• **Brief**:
Below are some records. Copy every line in them that holds "this".

Records with interface code
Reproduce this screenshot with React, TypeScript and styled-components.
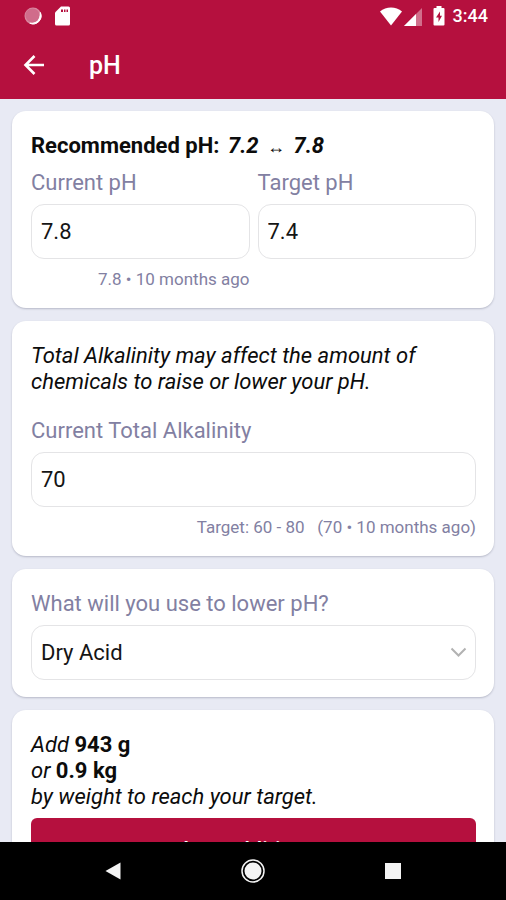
import React, { useState } from "react";
import styled, { createGlobalStyle } from "styled-components";

const GlobalStyle = createGlobalStyle`
  * { box-sizing: border-box; }
  body {
    margin: 0;
    background: #e8eaf4;
    font-family: Roboto, "Liberation Sans", sans-serif;
    font-size: 22px;
    line-height: 26px;
    color: #0c0c0c;
  }
  button, input, select { font: inherit; }
`;

const Screen = styled.div`
  display: flex;
  flex-direction: column;
  height: 100vh;
  overflow: hidden;
`;

const Header = styled.header`
  flex: none;
  background: #b5103e;
  color: #fff;
`;

const StatusBar = styled.div`
  display: flex;
  align-items: center;
  justify-content: space-between;
  height: 32px;
  padding: 0 18px 0 24px;
`;

const StatusGroup = styled.div<{ $gap: number }>`
  display: flex;
  align-items: center;
  gap: ${(p) => p.$gap}px;
`;

const Clock = styled.time`
  margin-left: 8px;
  font-size: 18px;
  font-weight: 500;
  line-height: 32px;
`;

const AppBar = styled.div`
  display: flex;
  align-items: center;
  gap: 41px;
  height: 67px;
  padding: 0 20px;
`;

const IconButton = styled.button`
  display: flex;
  align-items: center;
  justify-content: center;
  width: 28px;
  height: 32px;
  padding: 0;
  border: 0;
  background: none;
  color: inherit;
`;

const Title = styled.h1`
  margin: 0;
  font-size: 25px;
  font-weight: 500;
  line-height: 32px;
`;

const Content = styled.main`
  flex: 1;
  min-height: 0;
  display: flex;
  flex-direction: column;
  gap: 13px;
  padding: 12px 12px 0;
  overflow: hidden;
`;

const Card = styled.section`
  flex: none;
  padding: 22px 18px 17px 19px;
  border-radius: 14px;
  background: #fff;
  box-shadow: 0 1px 2px rgba(70, 74, 100, 0.3);
`;

const Heading = styled.h2`
  margin: 0;
  font-size: 22px;
  font-weight: 700;
  line-height: 26px;
`;

const Range = styled.em`
  margin-left: 3px;
`;

const Arrow = styled.span`
  margin: 0 3px;
  font-size: 18px;
`;

const FieldRow = styled.div`
  display: grid;
  grid-template-columns: 1fr 1fr;
  gap: 8px;
  margin-top: 10px;
`;

const Field = styled.div`
  display: flex;
  flex-direction: column;
`;

const Label = styled.label`
  margin-bottom: 8px;
  color: #8280a2;
`;

const TextInput = styled.input`
  width: 100%;
  height: 55px;
  padding: 0 9px;
  border: 1px solid #e4e4e6;
  border-radius: 13px;
  background: #fff;
  color: #151515;
`;

const Hint = styled.p`
  margin: 8px 0 0;
  color: #8280a2;
  font-size: 17px;
  line-height: 24px;
  text-align: right;
  white-space: pre;
`;

const Note = styled.p<{ $gap: number }>`
  margin: 0 0 ${(p) => p.$gap}px;
  font-style: italic;
`;

const Amount = styled.strong`
  font-style: normal;
  font-weight: 700;
`;

const SelectBox = styled.div`
  display: grid;
  align-items: center;
`;

const Select = styled.select`
  grid-area: 1 / 1;
  width: 100%;
  height: 55px;
  padding: 0 40px 0 9px;
  border: 1px solid #e4e4e6;
  border-radius: 13px;
  appearance: none;
  background: #fff;
  color: #151515;
`;

const Chevron = styled.svg`
  grid-area: 1 / 1;
  justify-self: end;
  margin-right: 9px;
  pointer-events: none;
`;

const PrimaryButton = styled.button`
  width: 100%;
  height: 64px;
  padding: 0;
  border: 0;
  border-radius: 6px;
  background: #b5103e;
  color: #fff;
  font-weight: 500;
`;

const NavBar = styled.nav`
  flex: none;
  display: grid;
  grid-template-columns: repeat(3, 140px);
  justify-content: center;
  justify-items: center;
  align-items: center;
  height: 58px;
  background: #000;
  color: #f4f4f4;
`;

export default function App() {
  const [current, setCurrent] = useState("7.8");
  const [target, setTarget] = useState("7.4");
  const [alkalinity, setAlkalinity] = useState("70");
  const [chemical, setChemical] = useState("Dry Acid");

  return (
    <Screen>
      <GlobalStyle />
      <Header>
        <StatusBar>
          <StatusGroup $gap={13}>
            <svg width="18" height="18" viewBox="0 0 18 18" aria-hidden="true">
              <circle cx="9" cy="9" r="8.5" fill="#d9879f" />
              <path d="M16.3 5.5a8 8 0 0 1-10.5 10.7c6 .8 10.3-4.5 10.5-10.7z" fill="#fff" stroke="#fff" />
              <circle cx="8.5" cy="8.5" r="7" fill="#d06c8b" />
            </svg>
            <svg width="16" height="20" viewBox="0 0 16 20" aria-hidden="true">
              <path d="M6 .5h7.5A1.5 1.5 0 0 1 15 2v16a1.5 1.5 0 0 1-1.5 1.5h-12A1.5 1.5 0 0 1 0 18V6.5z" fill="#fff" />
              <path d="M6 3.5h2V6H6zM9 3.500h1.500V6H9zM11.500 3.500H13V6h-1.500z" fill="#b5103e" />
            </svg>
          </StatusGroup>
          <StatusGroup $gap={0}>
            <svg width="22" height="19" viewBox="0 0 22 19" aria-hidden="true">
              <path d="M0 4.500C6-.8 16-.8 22 4.500L11 18.500z" fill="#fff" />
            </svg>
            <svg width="31" height="19" viewBox="0 0 31 19" aria-hidden="true">
              <path d="M20 1v18H2z" fill="#d16f8b" />
              <path d="M14 7v12H2z" fill="#fff" />
            </svg>
            <svg width="12" height="20" viewBox="0 0 12 20" aria-hidden="true">
              <path d="M3.500 0h5v2H10.500a1 1 0 0 1 1 1v15.500a1 1 0 0 1-1 1h-9a1 1 0 0 1-1-1V3a1 1 0 0 1 1-1h2z" fill="#fff" />
              <path d="M7 5.500 3 11.500h2.500V16L9 9.800H7z" fill="#b5103e" />
            </svg>
            <Clock>3:44</Clock>
          </StatusGroup>
        </StatusBar>
        <AppBar>
          <IconButton type="button" aria-label="Back">
            <svg width="22" height="22" viewBox="0 0 22 22" fill="none" stroke="currentColor" strokeWidth="2.600" aria-hidden="true">
              <path d="M21 10H2.500M11.500 1 2.500 10l9 9" />
            </svg>
          </IconButton>
          <Title>pH</Title>
        </AppBar>
      </Header>

      <Content>
        <Card>
          <Heading>
            Recommended pH:{" "}
            <Range>
              7.2 <Arrow>↔</Arrow> 7.8
            </Range>
          </Heading>
          <FieldRow>
            <Field>
              <Label htmlFor="current-ph">Current pH</Label>
              <TextInput id="current-ph" inputMode="decimal" value={current} onChange={(e) => setCurrent(e.target.value)} />
              <Hint>7.8 • 10 months ago</Hint>
            </Field>
            <Field>
              <Label htmlFor="target-ph">Target pH</Label>
              <TextInput id="target-ph" inputMode="decimal" value={target} onChange={(e) => setTarget(e.target.value)} />
            </Field>
          </FieldRow>
        </Card>

        <Card>
          <Note $gap={23}>Total Alkalinity may affect the amount of chemicals to raise or lower your pH.</Note>
          <Field>
            <Label htmlFor="alkalinity">Current Total Alkalinity</Label>
            <TextInput id="alkalinity" inputMode="numeric" value={alkalinity} onChange={(e) => setAlkalinity(e.target.value)} />
            <Hint>{"Target: 60 - 80   (70 • 10 months ago)"}</Hint>
          </Field>
        </Card>

        <Card>
          <Field>
            <Label htmlFor="chemical">What will you use to lower pH?</Label>
            <SelectBox>
              <Select id="chemical" value={chemical} onChange={(e) => setChemical(e.target.value)}>
                <option>Dry Acid</option>
              </Select>
              <Chevron width="17" height="11" viewBox="0 0 17 11" fill="none" stroke="#b2b2b2" strokeWidth="2" aria-hidden="true">
                <path d="m1.500 1.500 7 7 7-7" />
              </Chevron>
            </SelectBox>
          </Field>
        </Card>

        <Card>
          <Note $gap={8}>
            Add <Amount>943 g</Amount>
            <br />
            or <Amount>0.9 kg</Amount>
            <br />
            by weight to reach your target.
          </Note>
          <PrimaryButton type="button">Log addition...</PrimaryButton>
        </Card>
      </Content>

      <NavBar aria-label="System">
        <IconButton type="button" aria-label="Back">
          <svg width="16" height="18" viewBox="0 0 16 18" aria-hidden="true">
            <path d="M15.500.5v17L.5 9z" fill="currentColor" />
          </svg>
        </IconButton>
        <IconButton type="button" aria-label="Home">
          <svg width="24" height="24" viewBox="0 0 24 24" aria-hidden="true">
            <circle cx="12" cy="12" r="11" fill="none" stroke="currentColor" strokeWidth="1.500" />
            <circle cx="12" cy="12" r="8.500" fill="currentColor" />
          </svg>
        </IconButton>
        <IconButton type="button" aria-label="Recent apps">
          <svg width="16" height="16" viewBox="0 0 16 16" aria-hidden="true">
            <path d="M0 0h16v16H0z" fill="currentColor" />
          </svg>
        </IconButton>
      </NavBar>
    </Screen>
  );
}
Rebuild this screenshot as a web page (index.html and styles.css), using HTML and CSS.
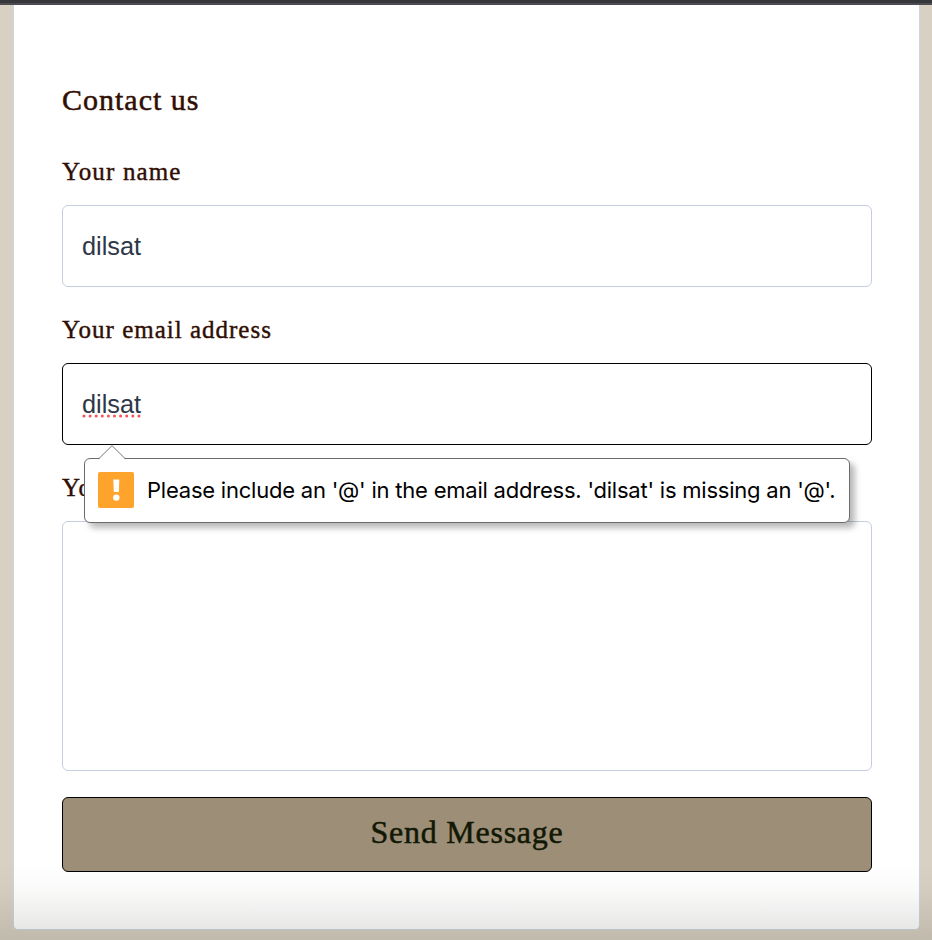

• **Response to the exercise**:
Reproduce this screenshot with React, TypeScript and styled-components.
Rebuild this screenshot as a web page (index.html and styles.css), using HTML and CSS.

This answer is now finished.